Background: Improving Access to Psychological Therapy (IAPT) services have increased the number of people with common mental health disorders receiving psychological therapy in England, but concerns remain about how equitably these services are accessed.
Method: Using cohort patient data (N=363) collected as part of the independent evaluation of the two demonstration sites, logistic regression was utilised to identify socio-demographic, clinical and service factors predictive of IAPT non-attendance.
Results: Significant predictors of IAPT first session non-attendance by patients were: lower non-risk score on the Clinical Outcomes in Routine Evaluation-Outcome Measure (CORE-OM); more frequent thoughts of "being better off dead" (derived from the CORE-OM); either a very recent onset of common mental health disorder (1 month or less) or a long term condition (more than 2 years); and site.
Limitations: The small sample and low response rate are limitations, as the sample may not be representative of all those referred to IAPT services.
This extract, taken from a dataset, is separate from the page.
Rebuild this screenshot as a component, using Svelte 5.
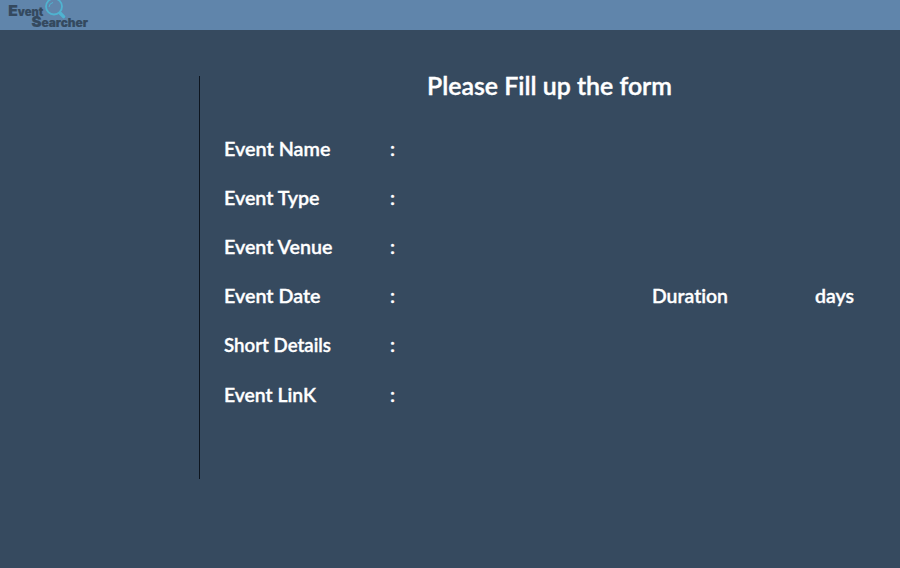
<script>
  const rows = [
    { label: 'Event Name', width: 106.5 },
    { label: 'Event Type', width: 95.5 },
    { label: 'Event Venue', width: 108.5 },
    { label: 'Event Date', width: 96.5, duration: true },
    { label: 'Short Details', width: 107 },
    { label: 'Event LinK', width: 92 }
  ];
</script>

{#snippet word(text, width)}
  <svg class="word" {width} height="26" role="img" aria-label={text}>
    <text x="0" y="19" textLength={width} lengthAdjust="spacingAndGlyphs">{text}</text>
  </svg>
{/snippet}

<div class="page">
  <header>
    <svg class="logo" width="100" height="30">
      <g fill="none" stroke="#4fb3d0">
        <circle cx="54" cy="6.5" r="8" stroke-width="1.8" />
        <path d="M49 7a5 5 0 0 1 4-4.5" stroke-width="1" />
        <path d="M60 13l3.6 3.6" stroke-width="3.4" stroke-linecap="round" />
      </g>
      <g class="brand">
        <text class="cap" x="8.3" y="16" textLength="9.5" lengthAdjust="spacingAndGlyphs">E</text>
        <text class="rest" x="17.8" y="16" textLength="25.5" lengthAdjust="spacingAndGlyphs">vent</text>
        <text class="cap" x="31.6" y="27" textLength="10" lengthAdjust="spacingAndGlyphs">S</text>
        <text class="rest" x="41.4" y="27" textLength="46.6" lengthAdjust="spacingAndGlyphs">earcher</text>
      </g>
    </svg>
  </header>
  <main>
    <aside></aside>
    <section>
      <svg class="title" width="245" height="34">
        <text x="0" y="24.5" textLength="245" lengthAdjust="spacingAndGlyphs">Please Fill up the form</text>
      </svg>
      <div class="rows">
        {#each rows as row}
          <div class="row">
            <div class="label">{@render word(row.label, row.width)}</div>
            <svg class="word" width="6" height="26"><text x="0" y="19">:</text></svg>
            {#if row.duration}
              <div class="duration">
                {@render word('Duration', 76)}
                {@render word('days', 39)}
              </div>
            {/if}
          </div>
        {/each}
      </div>
    </section>
  </main>
</div>

<style>
  :global(body) {
    margin: 0;
    background: #364a5f;
  }
  .page {
    width: 900px;
    height: 568px;
    overflow: hidden;
    background: #364a5f;
    color: #fff;
    font-family: Lato, "Liberation Sans", sans-serif;
    font-variant-ligatures: none;
  }
  svg {
    display: block;
    overflow: visible;
  }
  header {
    height: 30px;
    background: #6085ab;
    overflow: hidden;
  }
  .brand {
    fill: #34495e;
    stroke: #34495e;
    stroke-width: 0.2px;
    font-family: Inter, sans-serif;
    font-weight: 900;
  }
  .cap {
    font-size: 15px;
  }
  .rest {
    font-size: 11.5px;
  }
  main {
    display: flex;
    padding-top: 46px;
  }
  aside {
    box-sizing: border-box;
    width: 200px;
    height: 403px;
    border-right: 1px solid #0d151f;
  }
  section {
    flex: 1;
    padding-left: 24px;
  }
  .title {
    margin: -6px 0 0 203px;
    fill: #fff;
    stroke: #fff;
    stroke-width: 0.4px;
    font-size: 25px;
    font-weight: 600;
  }
  .rows {
    padding-top: 33px;
  }
  .row {
    display: flex;
    height: 49px;
  }
  .row:last-child {
    margin-top: 1px;
  }
  .word {
    fill: #fff;
    stroke: #fff;
    stroke-width: 0.35px;
    font-size: 20px;
    font-weight: 600;
  }
  .label {
    width: 166px;
  }
  .duration {
    display: flex;
    gap: 87px;
    margin-left: 256px;
  }
</style>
The predictive power of the logistic regression model is limited and suggests other variables not available in the dataset may also be important predictors.
Conclusions: The clinical characteristics of risk to self, severity of emotional distress, and illness duration, along with site, were more predictive of IAPT non-attendance than socio-demographic characteristics. Further testing of the relationship between these variables and IAPT non-attendance is recommended. Clinicians should monitor IAPT uptake in those they refer and implement strategies to increase their engagement with services, particularly when referring people presenting with suicidal ideation or more chronic illness.
Keywords: Access; Improving Access to Psychological Therapy (IAPT) services; Non-attendance; Personal characteristics; Psychotherapy; Risk.